The B.C.F.G.A. and its subsidiary organizations were being used as a safety-net by a few subversive members who were undermining the orderly and equitable marketing system. This misuse of membership in the B.C.F.G.A. was known as "fruitlegging" or "fruit-rustling". The penalty for being caught was expulsion from the Association.

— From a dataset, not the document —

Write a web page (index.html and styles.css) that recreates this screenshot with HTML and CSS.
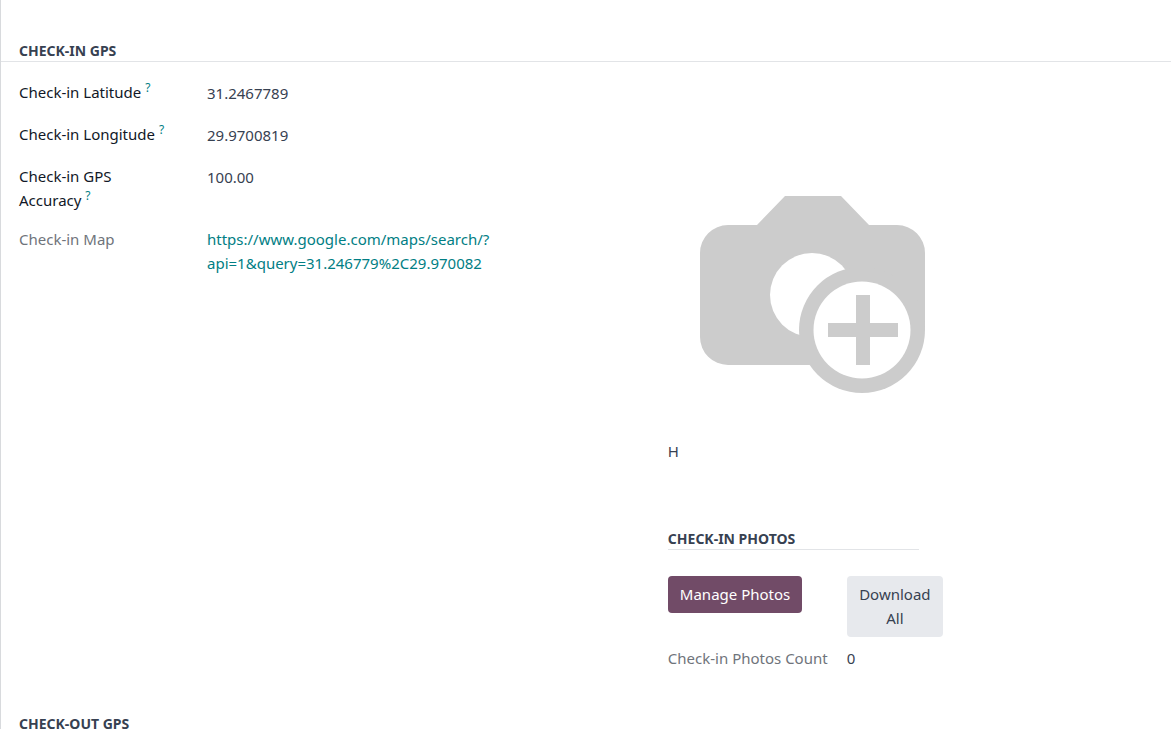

The end of mandatory one-desk selling at the provincial level was somewhat ironic. The termination of compulsory one-desk selling within the province of British Columbia, on June 25, 1974, was caused by the B. C. Fruit Board's perception that it did not have adequate policing powers to stop the dissidents from selling independently. Now a similar problem had emerged: a "fifth column" of peddlers, who kept their B.C.F.G.A. membership but continued to sell independently. In addition, the end of mandatory one-desk selling for provincial sales of fruit undermined the viability of tree fruit farming. It undercut the prices paid to all B.C.F.G.A. members. Yet, Farm Income Assurance had been introduced to make farming more viable.